De un artículo publicado el 21 de Abril de 2003 -hoy hace cuatro años- en New Statesman por John Gray, y publicado en su libro Contra el progreso y otras ilusiones:
Cuando Donald Ramsfeld declaró que la paz sólo podría alcanzarse mediante una rendición incondicional, hizo público y notorio un defecto crucial en el modo de pensar de la administración Bush a propósito de la guerra en Irak. Si se destruye el régimen de Sadam Husein, no quedará autoridad alguna en el país con el poder suficiente para garantizar la rendición. Se ha sustituido el Estado policial moderno allí existente por una situación de anarquía premoderna. Como en otros Estados fallidos ( véase el caso de Afganistán), el Irak de la posguerra será escenario durante las generaciones venideras de una actividad bélica no convencional.
La realidad es que la guerra no ha terminado, sino que ha entrado en una nueva fase. Los supuestos libertadores de Irak son ahora el blanco de una resistencia guerrillera de estilo checheno formada por sectores diversos de la variada (e internamente dividida población iraquí). Al mismo tiempo, y en ausencia de ninguna otra opción alternativa dotada de legitimidad internacional, son las fuerzas ocupantes las que se espera que mantengan la paz, una labor de una dificultad imponente que resulta casi imposible ante la declarada insuficiencia de efectivos humanos para llevarla a cabo. En una zona sin Estado como es el actual Irak, sólo las fuerzas británicas y estadounidenses pueden garantizar un cierto atisbo de orden, pero han sido equipadas solamente para una guerra breve y no para el prolongado período de gobierno neocolonial que parece presentarse ahora como única forma de mantener la anarquía bajo control.
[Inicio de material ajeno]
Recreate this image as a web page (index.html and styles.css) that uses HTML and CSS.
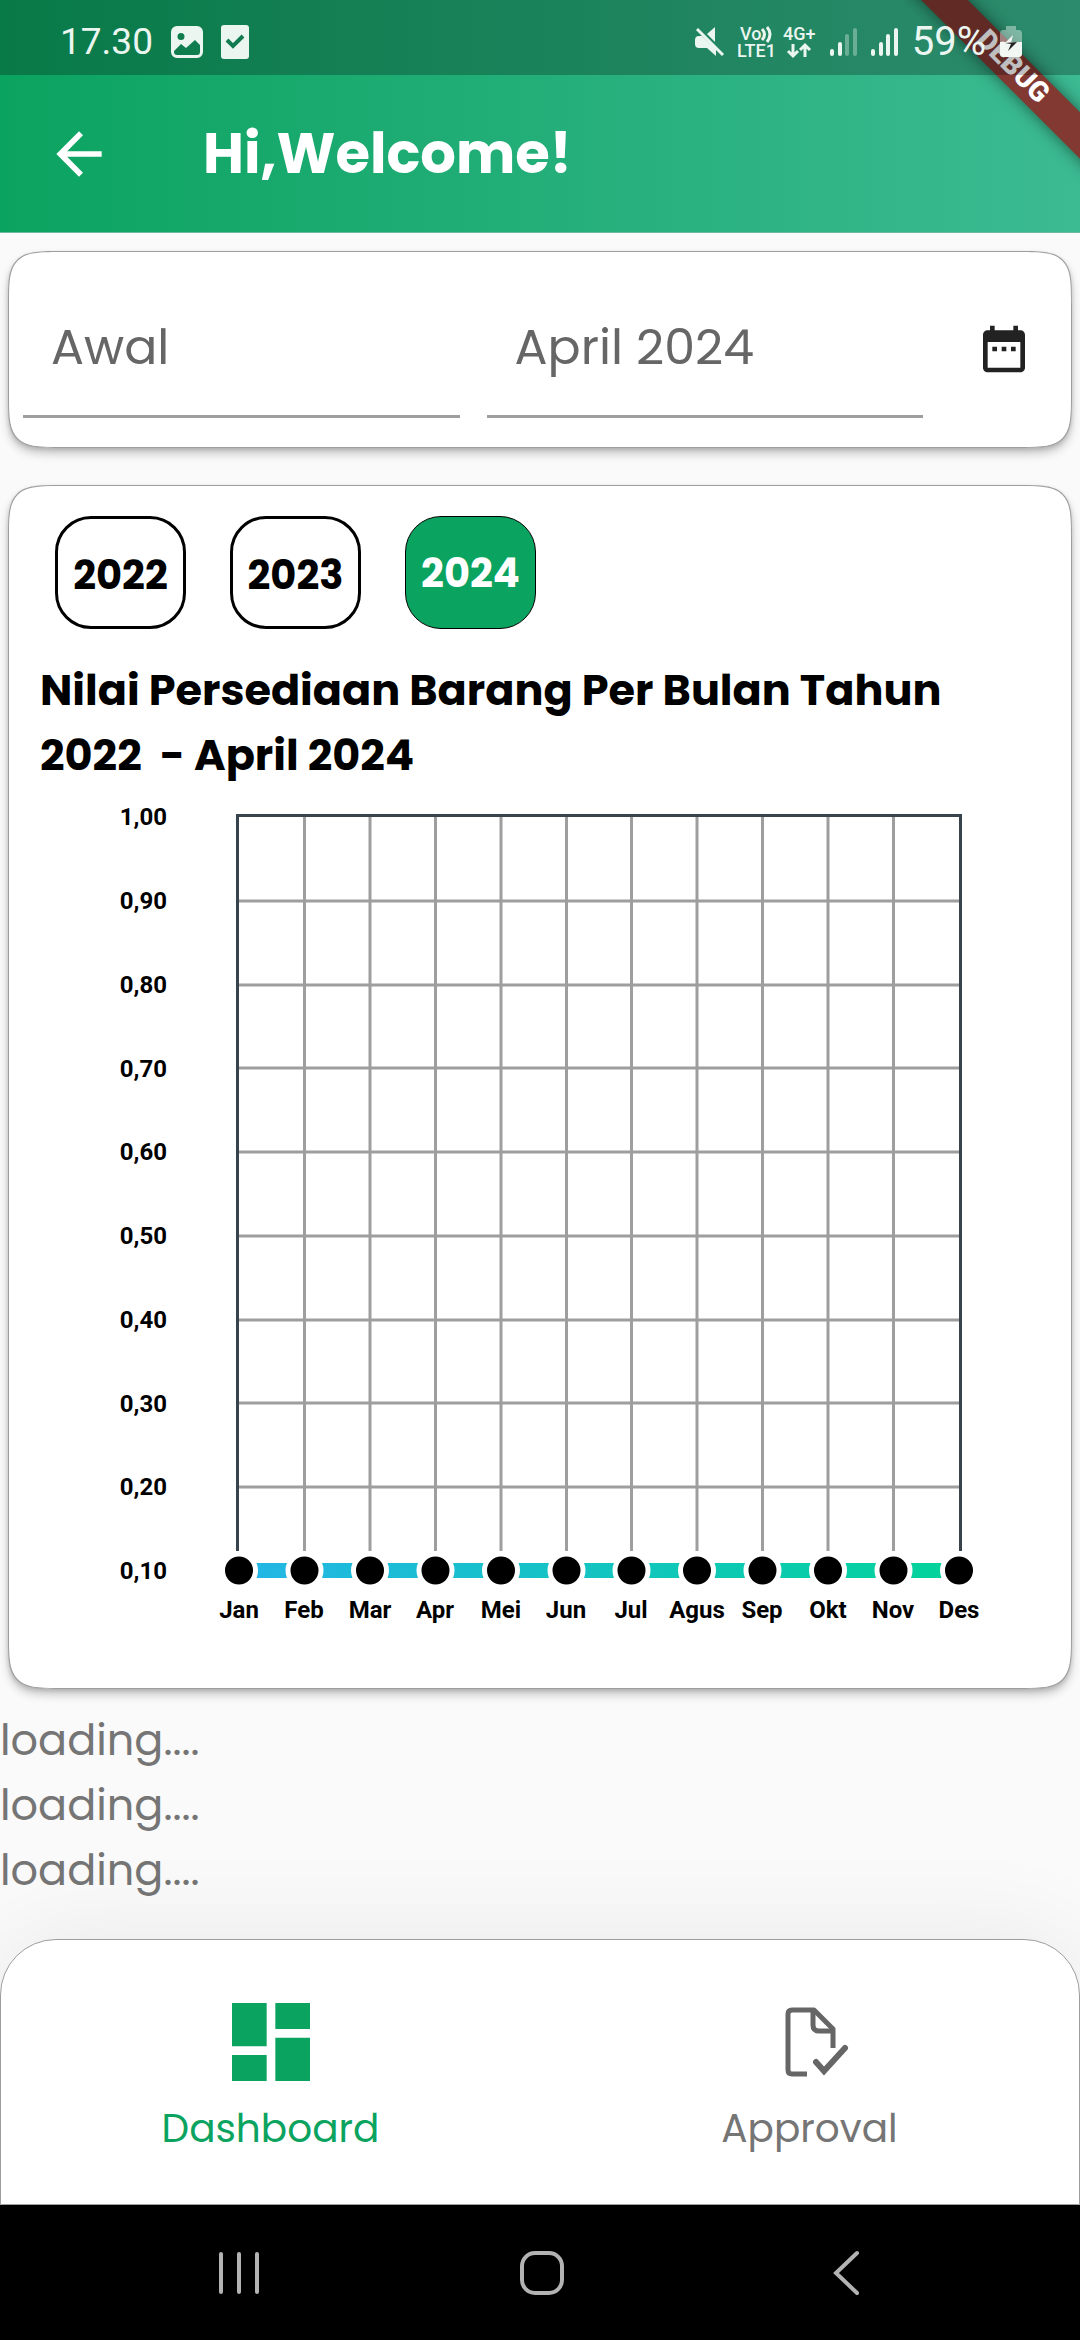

Aunque resultaba totalmente previsible, el caos del Irak de la posguerra no figuraba en ningún punto de los planes de los ideólogos que ingeniaron la guerra. Los neo-cons de la dirección civil del Pentágono consideraron la contienda como un conflicto entre dos estados: la megapotencia militar mundial frente a una tiranía maltrecha que se había quedado sin recursos tras doce años de sanciones y bombardeos. Era evidente que de tal conflicto sólo podía salir un resultado. Pero los neo-con respiraban un ambiente de desenfranado optimismo en torno a la situación de Irak posterior a la guerra. implantar los más elementales rudimentos de un gobierno en medio de tal caos presenta, sin embargo, dificultades casi irresolubles.
No sólo carecen las fuerzas ocupantes de un mandato claro del derecho internacional y son vistas como invasoras en todo el mundo árabe, sino que los objetivos estratégicos y las reglas de combate de las tropas estadounidenses y británicas resultan vagos e incoherentes. ¿Por qué están allí? ¿Para buscar y desactivar armas de destrucción masiva, como nos repitió sin cesar Tony Blair hasta el momento mismo de iniciarse la guerra? ¿Para sustituir una desagradable tiranía por una forma u otra de democracia, como el propio Blair y el presidente Bush nos dicen ahora? ¿O acaso la invasión y ocupación de Irak no es más que el primero de una serie de cambios de régimen destinados a rehacer el mundo a imagen y semejanza de Estados Unidos, como diversos ideólogos neo-con, con poderosos amigos en la administración Bush, han afirmado reiteradamente?